After selecting a payroll, HCM or workforce management system to improve productivity and reduce operating costs, does it make sense to trust the success of that system to a cheap time clock?
Your time clock is the front-line interface that determines whether your payroll, HCM or workforce management system gets the accurate and timely data it needs to provide your company with the intended benefits. You need to select your time clock as carefully as you selected your HCM software.
There are many variables to consider when deciding which time clock to buy. Do you need ruggedized clocks because the time clocks will be in rough conditions? Do you want to add biometric security? How much processing power do you need to support your integrations?
As always, price is one of these variables. It’s easy to get tempted into buying a cheap time clock, but it’s worthwhile to remember that old adage: You get what you pay for. The poor durability of cheap time clocks makes their total cost of ownership much higher than investing in the more reliable, better constructed time clock.

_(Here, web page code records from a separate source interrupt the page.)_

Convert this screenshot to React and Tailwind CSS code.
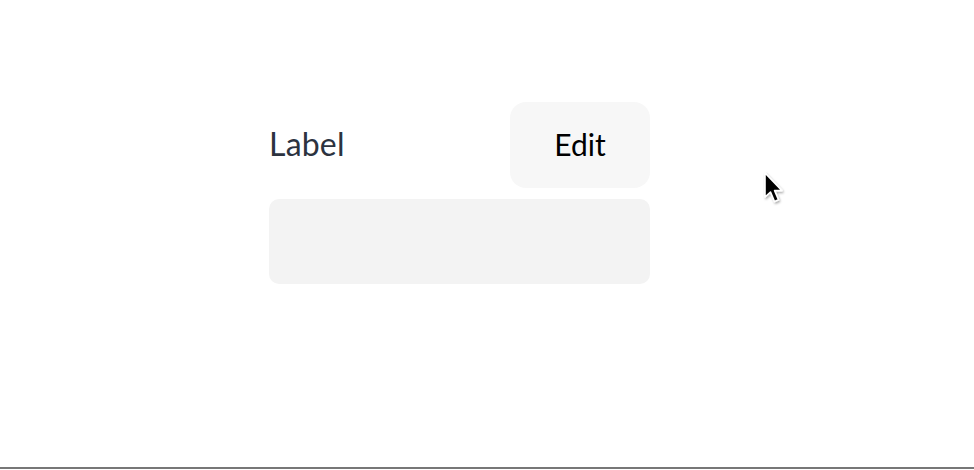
import React from "react";

const Cursor = () => (
  <svg
    className="absolute left-[762px] top-[171px]"
    width="26"
    height="38"
    viewBox="0 0 26 38"
  >
    <defs>
      <filter id="sh" x="-30%" y="-30%" width="160%" height="160%">
        <feDropShadow dx="1" dy="1.5" stdDeviation="1.2" floodColor="#000" floodOpacity="0.35" />
      </filter>
    </defs>
    {/* arrow pointer */}
    <path
      d="M3 2 L3 26 L8.5 21 L12.5 30.5 L16.5 28.8 L12.6 19.6 L20 19.6 Z"
      fill="#000"
      stroke="#fff"
      strokeWidth="1.6"
      strokeLinejoin="round"
      filter="url(#sh)"
    />
  </svg>
);

export default function App() {
  return (
    <div className="relative h-[470px] w-full overflow-hidden bg-white flex flex-col font-['Lato',sans-serif]">
      <div className="flex-1 pl-[269px] pt-[102px]">
        <div className="w-[381px] flex flex-col gap-[11px]">
          {/* header row */}
          <div className="flex items-center justify-between">
            <span className="text-[32px] leading-none font-normal text-[#2c333f] tracking-[0.2px] mb-[3px]">
              Label
            </span>
            <button className="w-[140px] h-[86px] rounded-[16px] bg-[#f7f7f7] text-[30px] leading-none font-normal text-black pb-[2px]">
              Edit
            </button>
          </div>
          {/* value field */}
          <div className="h-[85px] rounded-[10px] bg-[#f3f3f3]" />
        </div>
      </div>
      <div className="h-[2px] bg-[#777777] mb-px" />
      <Cursor />
    </div>
  );
}
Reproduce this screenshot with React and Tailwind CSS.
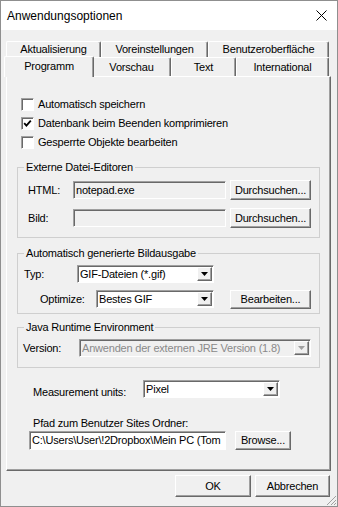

The low-end time clock will certainly cost you less out of the box. Yet that time clock may only last for two to three years, compared to the average 10-year life span of a high-end time clock. Let’s be generous and say you’ll only have to replace the cheaper time clock three times for each quality terminal purchased. The chances are that you’ve already spent more on clocks by choosing the one with the short life cycle based just on box price alone.
But the price of the multiple replacement clocks is just the first step in the cost calculations.
Every time you need to physically replace an employee time clock, your business incurs numerous other costs.
First, there are the direct costs incurred when replacing an employee time clock. The largest direct cost is the labor required to take the old clocks down and then install the new clocks. Depending on how many clocks you have, this could take anywhere from a day to weeks. You also need to dedicate extra technical support to reset and test the network connections of the new clocks once installed. The clocks themselves need to get configured with your customized commands and data.
Second, there are the indirect costs of not having employees able to use the time clocks for a period of time. Employees, managers and your payroll staff will all be taxed by having to revert to a manual time keeping system, even if it just lasts a few days. Their productivity will be negatively impacted. It also increases the risk of payroll errors during the manual tracking period, and creates a gap in record-keeping for compliance purposes.
Last, because the replacement time clocks need to get re-connected to the network and all the integrations need to get retested, there’s the risk that the time clock replacement won’t go as smoothly as hoped. The plan might anticipate all the time clocks getting replaced over three days, but technical issues may cause delays.
When considering all the variables that go into selecting the right time clock for your company, make sure you look into the durability and average lifespan of each terminal on your list. Prioritizing low price over reliability and durability will prove to be an expensive false economy.
What do you think is the smartest way to invest in a time and attendance system for your organization?